The statistics of Dr. Chamber’s career are staggering – over 200 manuscripts, more than $25 million in grant funding, 21 graduate students, 44 years of sustained, active SRM membership, and 15 special conference sessions – yet, these numbers barely scratch the surface of the impact of her career. Between the lines of these lists is a tireless researcher who has been committed to the conservation and restoration of rangeland ecosystems, a dedicated colleague and mentor who has shared the stage and given credit to colleagues and students for shared accomplishments, a woman who created a place for future women in range ecology and management, and a scientist who has excelled at the highest level in the federal system while remaining committed to boots on the ground partnerships. 

Dr. Chambers’ descriptions of resistance and resilience have framed contemporary range research and management. Because of her contributions, we better understand what is possible on a site, given abiotic and biotic composition. Both broad scale spatial products designed to put the right treatment in the right place at the right time and field handbooks designed for site managers rely on this fundamental framework. Her work gave us a common language for evaluating a site’s productivity, ability to withstand invasion, and potential for recovery or restoration following disturbance. 

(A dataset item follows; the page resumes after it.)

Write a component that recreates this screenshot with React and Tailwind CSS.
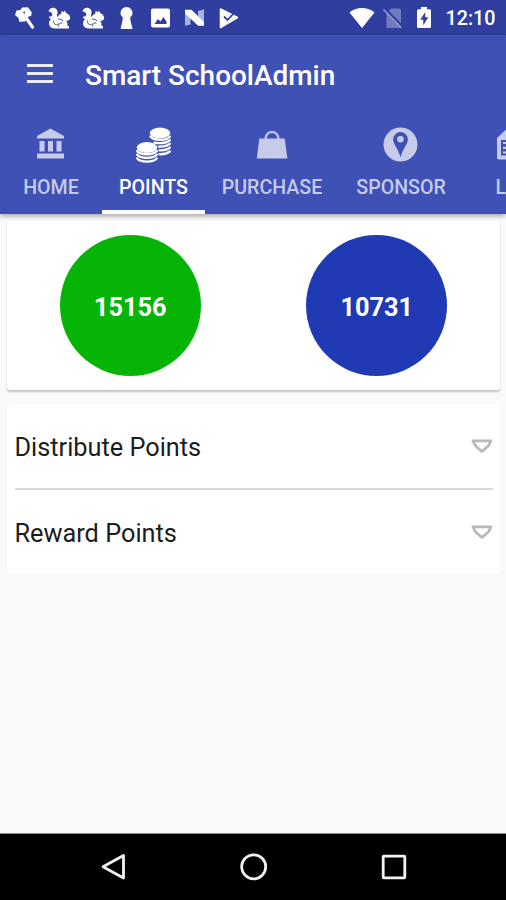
import React from "react";
import clsx from "clsx";

const Squirrel = () => (
  <svg className="size-6" viewBox="0 0 24 24" fill="#fff">
    <path d="M1.500 5.500C2 2.500 5 1 7.500 2c2.800 1 3.600 3.600 2.900 6-.3 1.300-.5 2.200.2 3 .8-1.500 2-2.500 3.600-3.200l.5-3 2.300 1.600.6-2.100 1.900 3c2.200.6 3.500 2.400 3.700 4.900-.5 1.700-2 2.600-4.200 2.800 1.600 1.200 1.900 3 1.300 4.700l1.700.5v2.300H7.500C4 22.200 1.800 20 2 17c.1-1.800 1.200-3 2.200-4-1.400-.2-2.200-1.200-2.200-2.500 1.600.3 3-.3 3.300-1.800C5.500 7 3.500 5.700 1.500 5.500z" />
    <path
      d="M6.500 14.500c-.5 3.500 2.500 5.500 5 3.200M11 13c2.500.5 4 0 5 2M11.500 20.500c-.2-2.500 1.500-4.200 4-3.500"
      fill="none"
      stroke="#303f9f"
      strokeWidth="0.900"
    />
  </svg>
);

const StatusBar = () => (
  <div className="flex h-[35px] items-center bg-[#303f9f] pl-[13px]">
    <div className="flex items-center gap-[9.8px]">
      <svg className="size-6" viewBox="0 0 24 24">
        <path
          d="M2 9L3.500 4.500 7.500 4 9 1.500 15 1.200l3.800 5.300-.6 3.300-4 1.500-2 4.200-6 .2-.6-3.700z"
          fill="#fff"
        />
        <path d="M12.500 11l7 10.200" stroke="#fff" strokeWidth="3.200" strokeLinecap="round" />
        <circle cx="11.200" cy="6.500" r="0.900" fill="#303f9f" />
      </svg>
      <Squirrel />
      <Squirrel />
      <svg className="size-6" viewBox="0 0 24 24" fill="#fff">
        <path d="M12.500 1a6 6 0 0 0-6 6c0 2 1 3.500 2.300 4.300-.2 3.700-.9 7-2 9.700v2h11.500v-2c-1.200-2.700-1.900-6-2.100-9.700C17.500 10.500 18.500 9 18.500 7a6 6 0 0 0-6-6z" />
      </svg>
      <svg className="size-6" viewBox="0 0 24 24" fill="#fff">
        <path
          fillRule="evenodd"
          d="M5 2.500h15a2 2 0 0 1 2 2v15a2 2 0 0 1-2 2H5a2 2 0 0 1-2-2v-15a2 2 0 0 1 2-2zM6.500 18h12v-2.500L15.300 11l-2.800 4.500L10 13z"
        />
      </svg>
      <svg className="size-6" viewBox="0 0 24 24">
        <path d="M3 3.800v16l5.500-1.200V8zM22 3.300v16.500L16 14.500V5z" fill="#a9b2dd" />
        <path d="M3 3.800h6.500L22 16v3.800h-5.900L3 7.600z" fill="#fff" />
      </svg>
      <svg className="size-6" viewBox="0 0 24 24">
        <path d="M4.500 3L21.500 11.500 4.500 21.500z" fill="#fff" stroke="#fff" strokeWidth="1.500" strokeLinejoin="round" />
        <path d="M8 10.500l3.500 3.500 8-8.500" fill="none" stroke="#303f9f" strokeWidth="1.800" />
      </svg>
    </div>

    <div className="ml-auto flex items-center pr-[10.5px]">
      <svg className="h-6 w-[28px]" viewBox="0 0 28 24" fill="#fff">
        <path d="M14 22L1.500 6.500C5 3.500 9 2 14 2s9 1.500 12.500 4.500z" />
      </svg>
      <svg className="ml-[5px] h-6 w-[24px]" viewBox="0 0 24 24">
        <path d="M10 2.500h8a2 2 0 0 1 2 2V22H5.500V7z" fill="#6f7bbd" />
        <path d="M4 2.500L22 21" stroke="#303f9f" strokeWidth="2.200" />
        <path d="M2.500 3.500L20.500 22" stroke="#8e98cd" strokeWidth="1.600" />
      </svg>
      <svg className="ml-[7px] h-6 w-[24px]" viewBox="0 0 24 24">
        <path d="M9 1h6v2.200h2.500a1.500 1.500 0 0 1 1.500 1.500V20.500a1.500 1.500 0 0 1-1.500 1.500h-11A1.500 1.500 0 0 1 5 20.500V4.700a1.500 1.500 0 0 1 1.500-1.500H9z" fill="#fff" />
        <path d="M13.200 6L8.300 13.800h3v5.400l5-8h-3.100z" fill="#303f9f" />
      </svg>
      <span className="ml-[9.5px] pt-0.5 text-[19.7px] leading-6 font-medium text-white">12:10</span>
    </div>
  </div>
);

const BankIcon = () => (
  <svg className="size-9" viewBox="0 0 36 36" fill="currentColor">
    <path d="M17.500 1.500L31 9v2.500H4V9zM6.500 14h5v10.500h-5zM15 14h5v10.500h-5zM23.500 14h5v10.500h-5zM4 26.500h27V31.500H4z" />
  </svg>
);

// a stack is a top disc with a few curved edges under it
const CoinsIcon = () => (
  <svg className="size-9" viewBox="0 0 36 36">
    <g fill="#fff">
      <ellipse cx="24" cy="6" rx="10.300" ry="5.400" />
      <ellipse cx="11" cy="20.500" rx="10.300" ry="5.400" />
    </g>
    <g fill="none" stroke="#fff" strokeWidth="2.300" strokeLinecap="round">
      <path d="M14.500 9.500c3 4.200 15.500 4.600 19.300.2M18.500 15.600c5 1.200 12 .6 15.300-2.300M23 19.600c4 .2 8.500-.6 10.800-2.700M23.500 23.400c4 .2 8-.6 10.300-2.700M23.500 27.200c4 .2 7.500-.6 10.300-2.700" />
      <path d="M1.200 24c3 4.300 16.500 4.300 19.600 0M1.200 27.700c3 4.300 16.500 4.300 19.600 0M1.200 31.400c3 4.300 16.500 4.300 19.600 0" />
    </g>
  </svg>
);

const BagIcon = () => (
  <svg className="size-9" viewBox="0 0 36 36">
    <path d="M5.300 11.500h25.400L33.400 31.500H2.800z" fill="currentColor" />
    <path d="M11.500 12.500c.3-5.300 2.600-7.500 6.500-7.500s6.200 2.200 6.500 7.500" fill="none" stroke="currentColor" strokeWidth="2.200" />
  </svg>
);

const PinIcon = () => (
  <svg className="size-9" viewBox="0 0 36 36">
    <circle cx="17.500" cy="17.500" r="17" fill="currentColor" />
    <path
      fillRule="evenodd"
      d="M17.500 5a7.300 7.300 0 0 0-7.300 7.300c0 5.200 4.800 8.700 7.300 18 2.500-9.300 7.300-12.800 7.300-18A7.300 7.300 0 0 0 17.500 5zm0 4a3.300 3.300 0 1 1 0 6.600 3.300 3.300 0 0 1 0-6.600z"
      fill="#3f51b5"
    />
  </svg>
);

const LogIcon = () => (
  <svg className="size-9" viewBox="0 0 36 36">
    <path d="M11 1.500h20a2 2 0 0 1 2 2v27a2 2 0 0 1-2 2H3a2 2 0 0 1-2-2V11z" fill="currentColor" />
    <path d="M5 13h26v15.500H5z" fill="#3f51b5" />
    <path d="M7 16h22M7 20.800h22M7 25.500h22" stroke="currentColor" strokeWidth="2.200" />
  </svg>
);

const tabs = [
  { label: "HOME", icon: BankIcon, width: "w-[102px]" },
  { label: "POINTS", icon: CoinsIcon, width: "w-[103px]" },
  { label: "PURCHASE", icon: BagIcon, width: "w-[134px]" },
  { label: "SPONSOR", icon: PinIcon, width: "w-[124px]" },
  { label: "LOG", icon: LogIcon, width: "w-[102px]" },
];

const Header = () => (
  <header className="relative bg-[#3f51b5] shadow-[0_2px_5px_rgba(0,0,0,0.35)]">
    <div className="flex h-[79px] items-center pl-[27px]">
      <button className="flex w-[26px] -translate-y-px flex-col gap-[5px]">
        <span className="h-[3px] bg-[#e9ebf7]" />
        <span className="h-[3px] bg-[#e9ebf7]" />
        <span className="h-[3px] bg-[#e9ebf7]" />
      </button>
      <h1 className="ml-8 pt-0.5 text-[27.95px] leading-8 font-medium whitespace-nowrap text-white">
        Smart SchoolAdmin
      </h1>
    </div>
    <nav className="flex h-[100px] overflow-hidden">
      {tabs.map(({ label, icon: Icon, width }, i) => (
        <button
          key={label}
          className={clsx(
            "flex shrink-0 flex-col items-center border-b-4 pt-[13px]",
            width,
            i === 1 ? "border-white text-white" : "border-transparent text-[#c5cbe9]"
          )}
        >
          <Icon />
          <span className="mt-[13px] text-[19.6px] leading-6 font-medium">{label}</span>
        </button>
      ))}
    </nav>
  </header>
);

const Row = ({ title }) => (
  <div className="flex h-[84px] items-center justify-between">
    <span className="pt-[3px] text-[25.3px] leading-8 text-[#1c1c1c]">{title}</span>
    <svg className="h-4 w-[22px]" viewBox="0 0 22 16">
      <path
        d="M2 2.800h18l-2.500 5L11 13.500 4.500 7.800z"
        fill="#fff"
        stroke="#b9b9b9"
        strokeWidth="2.800"
        strokeLinejoin="round"
      />
    </svg>
  </div>
);

const NavBar = () => (
  <div className="flex h-[67px] items-center justify-center gap-[108px] border-t border-[#8a8a8a] bg-black pl-px">
    <svg className="size-8" viewBox="0 0 32 32" fill="none" stroke="#f2f2f2" strokeWidth="2.800">
      <path d="M25.500 4.500v22.500L5 15.800z" strokeLinejoin="round" />
    </svg>
    <svg className="size-8" viewBox="0 0 32 32" fill="none" stroke="#f2f2f2" strokeWidth="2.800">
      <circle cx="15.700" cy="15.800" r="12" />
    </svg>
    <svg className="size-8" viewBox="0 0 32 32" fill="none" stroke="#f2f2f2" strokeWidth="2.800">
      <rect x="5.200" y="5.200" width="21.600" height="21.600" rx="0.500" />
    </svg>
  </div>
);

const App = () => {
  return (
    <div className="flex h-[900px] w-[506px] flex-col overflow-hidden bg-[#fafafa] font-[Roboto,sans-serif]">
      <StatusBar />
      <Header />
      <main className="flex-1 pt-[7px] pr-[6px] pl-[7px]">
        <section className="grid h-[169px] grid-cols-2 justify-items-center rounded-[3px] bg-white pt-[14px] shadow-[0_2px_2px_rgba(0,0,0,0.22)]">
          <div className="flex size-[141px] items-center justify-center rounded-full bg-[#05b405] pt-1 text-[25.3px] font-bold text-white">
            15156
          </div>
          <div className="flex size-[141px] items-center justify-center rounded-full bg-[#203ab3] pt-1 text-[25.3px] font-bold text-white">
            10731
          </div>
        </section>
        <section className="mt-[14px] rounded-[3px] bg-white pr-[7px] pl-[7.500px] shadow-[0_0_1px_rgba(0,0,0,0.12)]">
          <Row title="Distribute Points" />
          <hr className="border-t-2 border-[#dadada]" />
          <Row title="Reward Points" />
        </section>
      </main>
      <NavBar />
    </div>
  );
};

export default App;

A colleague recently described that he was so glad that Dr. Chambers ‘broke into the old guy’s club and tolerated their nonsense 30 years ago.’  She was in the first class of women to receive a graduate degree from the Range Science program at Utah State University in 1979, and the face of range is different today because female scientists like Dr. Chambers made a prominent place for women. 

For the tremendous contributions to the science and management of rangeland ecosystems she has made, it is with great honor the Society of Range Management recognized Dr. Jeanne Chambers with the Sustained Lifetime Achievement Award.